Transfer to Sky: Unveil Low-Altitude Route-Level Radio Maps via Ground Crowdsourced Data
Wenlihan Lu, Huacong Chen, Ruiyang Duan, Weijie Yuan, Shijian Gao
TL;DR
This work tackles predicting route-level $RSRP$ for UAVs along planned trajectories by leveraging abundant ground crowdsourced measurements. It introduces a three-stage transfer learning framework: (1) pretraining on ray-traced synthetic data to build propagation priors using a dual-transmitter U-Net, (2) adversarial domain adaptation to align simulated and real feature spaces at a bottleneck, and (3) decoder-only finetuning with sparse UAV measurements to calibrate to real propagation. The approach yields substantial improvements over baselines, achieving up to 51.9% accuracy gain on real Meituan UAV data and enabling scalable, proactive route-level connectivity planning in urban environments. Overall, the method bridges the sim-to-real gap for route-level radio maps and provides a practical tool for reliable low-altitude UAV operations in the growing low-altitude economy.
Abstract
The expansion of the low-altitude economy is contingent on reliable cellular connectivity for unmanned aerial vehicles (UAVs).

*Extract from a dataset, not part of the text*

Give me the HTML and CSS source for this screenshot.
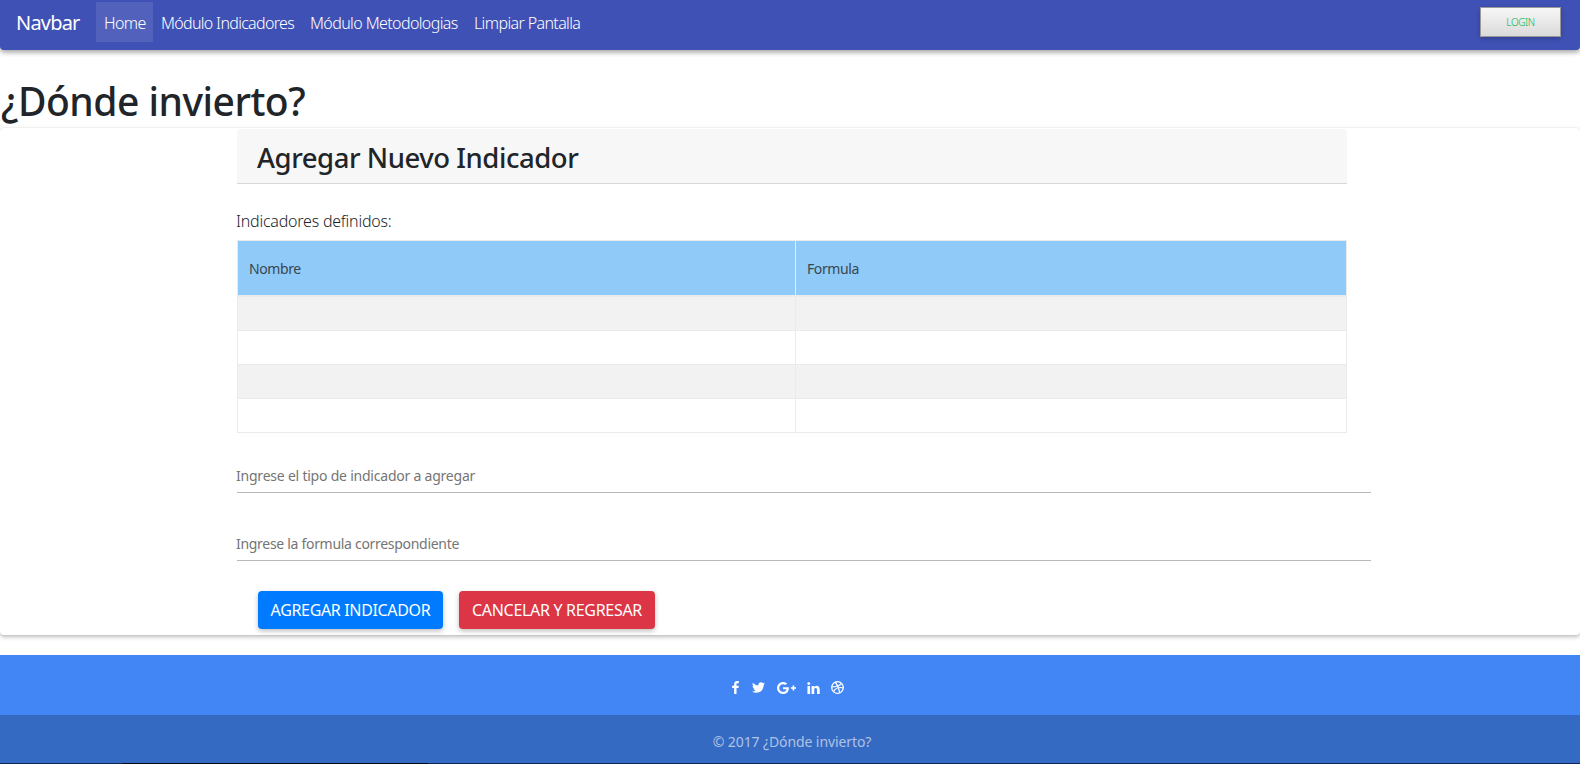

A key challenge in pre-flight planning is predicting communication link quality along proposed and pre-defined routes, a task hampered by sparse measurements that render existing radio map methods ineffective. This paper introduces a transfer learning framework for high-fidelity route-level radio map prediction. Our key insight is to leverage abundant crowdsourced ground signals as auxiliary supervision. To bridge the significant domain gap between ground and aerial data and address spatial sparsity, our framework learns general propagation priors from simulation, performs adversarial alignment of the feature spaces, and is fine-tuned on limited real UAV measurements. Extensive experiments on a real-world dataset from Meituan show that our method achieves over 50% higher accuracy in predicting Route RSRP compared to state-of-the-art baselines.